Exercise data:

★ ★ ★ ★ ★

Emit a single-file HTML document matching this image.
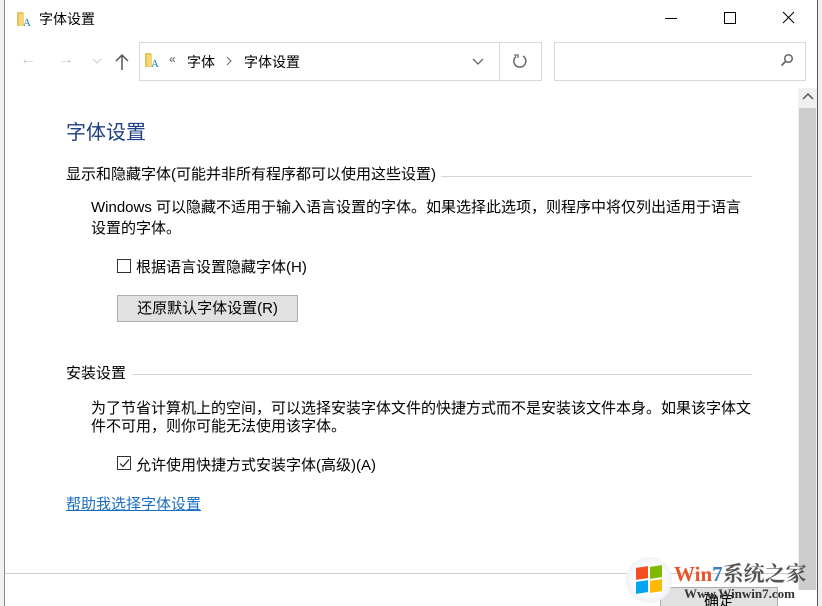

★ ★ ★ ★ ★

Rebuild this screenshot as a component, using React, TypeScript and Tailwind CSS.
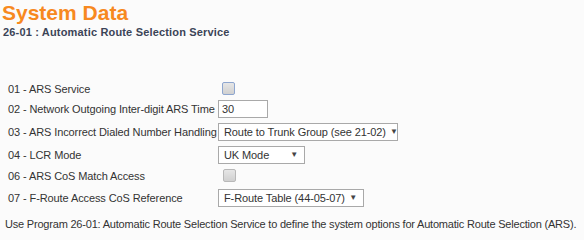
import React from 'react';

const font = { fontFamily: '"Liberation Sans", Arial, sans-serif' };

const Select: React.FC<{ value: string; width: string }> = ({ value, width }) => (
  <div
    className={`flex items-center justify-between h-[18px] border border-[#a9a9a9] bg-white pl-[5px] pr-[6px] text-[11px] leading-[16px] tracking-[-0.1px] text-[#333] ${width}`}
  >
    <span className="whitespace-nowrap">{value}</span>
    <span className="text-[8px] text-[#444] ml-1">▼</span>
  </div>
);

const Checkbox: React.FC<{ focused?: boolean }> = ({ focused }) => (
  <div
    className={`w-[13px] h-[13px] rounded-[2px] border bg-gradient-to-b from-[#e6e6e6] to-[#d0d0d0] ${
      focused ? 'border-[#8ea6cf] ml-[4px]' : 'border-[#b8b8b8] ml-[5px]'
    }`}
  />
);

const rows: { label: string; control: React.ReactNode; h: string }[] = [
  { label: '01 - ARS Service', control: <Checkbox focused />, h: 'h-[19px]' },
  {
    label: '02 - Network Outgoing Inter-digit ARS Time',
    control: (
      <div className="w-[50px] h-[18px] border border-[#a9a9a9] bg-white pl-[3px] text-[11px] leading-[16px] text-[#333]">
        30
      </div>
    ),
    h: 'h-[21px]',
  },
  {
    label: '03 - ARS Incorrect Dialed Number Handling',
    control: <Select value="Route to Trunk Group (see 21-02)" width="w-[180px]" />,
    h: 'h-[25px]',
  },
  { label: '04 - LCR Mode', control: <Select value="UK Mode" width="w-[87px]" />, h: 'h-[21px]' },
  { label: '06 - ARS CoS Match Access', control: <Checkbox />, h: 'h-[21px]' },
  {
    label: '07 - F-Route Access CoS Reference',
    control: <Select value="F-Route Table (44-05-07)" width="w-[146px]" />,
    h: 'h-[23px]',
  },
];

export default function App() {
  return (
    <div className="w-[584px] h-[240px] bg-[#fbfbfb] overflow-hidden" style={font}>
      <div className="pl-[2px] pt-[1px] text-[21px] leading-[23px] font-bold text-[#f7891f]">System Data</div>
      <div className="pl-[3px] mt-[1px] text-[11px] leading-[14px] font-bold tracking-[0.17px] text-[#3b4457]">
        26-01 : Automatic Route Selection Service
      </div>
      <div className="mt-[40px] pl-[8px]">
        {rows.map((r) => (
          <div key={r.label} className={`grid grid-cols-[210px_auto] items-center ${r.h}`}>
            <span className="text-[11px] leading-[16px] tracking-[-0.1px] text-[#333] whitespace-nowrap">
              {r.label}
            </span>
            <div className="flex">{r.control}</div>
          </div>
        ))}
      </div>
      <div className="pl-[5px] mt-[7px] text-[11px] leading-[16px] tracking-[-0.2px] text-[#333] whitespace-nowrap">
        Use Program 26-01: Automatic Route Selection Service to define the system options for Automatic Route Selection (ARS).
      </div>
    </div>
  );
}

★ ★ ★ ★ ★

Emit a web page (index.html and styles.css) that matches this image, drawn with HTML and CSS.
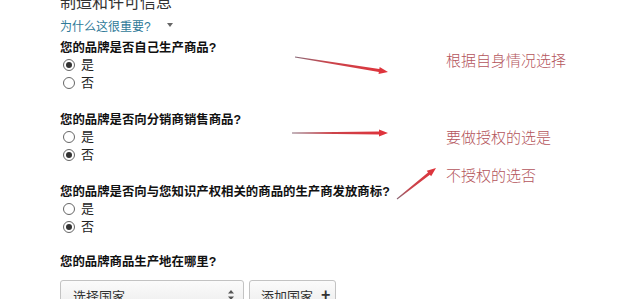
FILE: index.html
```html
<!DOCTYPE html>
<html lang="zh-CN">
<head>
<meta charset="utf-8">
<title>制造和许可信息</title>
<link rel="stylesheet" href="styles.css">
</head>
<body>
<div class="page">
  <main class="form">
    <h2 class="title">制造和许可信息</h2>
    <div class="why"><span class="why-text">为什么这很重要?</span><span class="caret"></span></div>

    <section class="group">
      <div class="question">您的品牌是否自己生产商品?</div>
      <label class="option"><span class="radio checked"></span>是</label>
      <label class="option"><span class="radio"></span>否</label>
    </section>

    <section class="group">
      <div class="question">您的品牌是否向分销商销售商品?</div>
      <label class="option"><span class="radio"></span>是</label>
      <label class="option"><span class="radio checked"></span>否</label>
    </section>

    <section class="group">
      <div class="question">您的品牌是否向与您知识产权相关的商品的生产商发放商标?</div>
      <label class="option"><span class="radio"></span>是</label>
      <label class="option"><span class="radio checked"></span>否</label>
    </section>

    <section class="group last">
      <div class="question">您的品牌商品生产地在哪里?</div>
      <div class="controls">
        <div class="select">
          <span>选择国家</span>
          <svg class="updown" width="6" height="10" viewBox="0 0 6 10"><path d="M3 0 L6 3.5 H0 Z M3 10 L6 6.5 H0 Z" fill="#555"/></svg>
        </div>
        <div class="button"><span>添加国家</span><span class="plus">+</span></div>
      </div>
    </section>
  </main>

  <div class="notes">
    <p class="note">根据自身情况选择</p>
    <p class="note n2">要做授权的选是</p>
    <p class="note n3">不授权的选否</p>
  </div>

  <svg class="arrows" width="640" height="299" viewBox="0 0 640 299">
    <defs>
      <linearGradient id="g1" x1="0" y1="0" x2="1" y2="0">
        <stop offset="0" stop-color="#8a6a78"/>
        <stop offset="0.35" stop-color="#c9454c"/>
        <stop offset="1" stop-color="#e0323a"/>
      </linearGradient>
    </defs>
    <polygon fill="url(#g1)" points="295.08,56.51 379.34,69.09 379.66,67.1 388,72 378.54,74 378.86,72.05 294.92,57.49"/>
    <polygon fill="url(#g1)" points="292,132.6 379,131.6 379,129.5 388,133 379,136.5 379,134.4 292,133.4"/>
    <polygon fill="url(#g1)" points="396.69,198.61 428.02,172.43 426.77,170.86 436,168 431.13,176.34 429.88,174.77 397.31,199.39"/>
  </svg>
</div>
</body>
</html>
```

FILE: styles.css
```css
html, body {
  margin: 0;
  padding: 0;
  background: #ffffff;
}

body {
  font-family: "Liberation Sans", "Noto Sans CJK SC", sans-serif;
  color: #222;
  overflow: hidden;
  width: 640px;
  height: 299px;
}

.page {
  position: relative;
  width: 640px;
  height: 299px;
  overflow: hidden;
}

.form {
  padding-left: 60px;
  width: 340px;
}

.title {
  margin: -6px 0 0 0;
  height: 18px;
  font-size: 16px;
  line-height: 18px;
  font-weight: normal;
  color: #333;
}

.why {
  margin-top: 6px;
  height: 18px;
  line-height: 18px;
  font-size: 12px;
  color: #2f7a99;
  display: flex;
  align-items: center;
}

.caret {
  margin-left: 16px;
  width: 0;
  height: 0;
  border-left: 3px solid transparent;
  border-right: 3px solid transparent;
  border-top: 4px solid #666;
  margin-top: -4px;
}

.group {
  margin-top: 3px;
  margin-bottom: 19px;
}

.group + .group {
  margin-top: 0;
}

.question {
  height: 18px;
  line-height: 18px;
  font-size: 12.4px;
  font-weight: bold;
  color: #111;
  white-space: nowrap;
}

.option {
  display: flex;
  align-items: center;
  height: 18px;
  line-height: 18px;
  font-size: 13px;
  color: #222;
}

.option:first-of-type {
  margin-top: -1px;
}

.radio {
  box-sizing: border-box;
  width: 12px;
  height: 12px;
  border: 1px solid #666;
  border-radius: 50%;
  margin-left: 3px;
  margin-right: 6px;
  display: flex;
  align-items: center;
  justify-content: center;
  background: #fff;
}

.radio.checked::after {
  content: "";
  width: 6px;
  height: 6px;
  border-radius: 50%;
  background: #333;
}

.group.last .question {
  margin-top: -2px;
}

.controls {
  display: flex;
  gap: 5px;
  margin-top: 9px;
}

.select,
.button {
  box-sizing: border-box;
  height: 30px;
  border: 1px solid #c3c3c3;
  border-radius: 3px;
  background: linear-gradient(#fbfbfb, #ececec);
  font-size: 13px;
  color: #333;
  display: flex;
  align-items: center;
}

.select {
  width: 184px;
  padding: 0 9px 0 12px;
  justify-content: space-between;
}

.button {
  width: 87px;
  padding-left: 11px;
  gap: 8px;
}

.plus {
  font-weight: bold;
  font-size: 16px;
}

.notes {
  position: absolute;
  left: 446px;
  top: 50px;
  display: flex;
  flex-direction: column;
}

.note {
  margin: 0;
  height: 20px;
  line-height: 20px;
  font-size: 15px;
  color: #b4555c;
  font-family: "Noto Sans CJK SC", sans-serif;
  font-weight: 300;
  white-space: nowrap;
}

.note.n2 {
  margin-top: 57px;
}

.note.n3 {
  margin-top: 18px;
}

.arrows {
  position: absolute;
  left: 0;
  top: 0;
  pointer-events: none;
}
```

★ ★ ★ ★ ★

Written request: Above are the records. Identify each line that contains the word "styles".

Written answer:
Emit a web page (index.html and styles.css) that matches this image, drawn with HTML and CSS.
<link rel="stylesheet" href="styles.css">
FILE: styles.css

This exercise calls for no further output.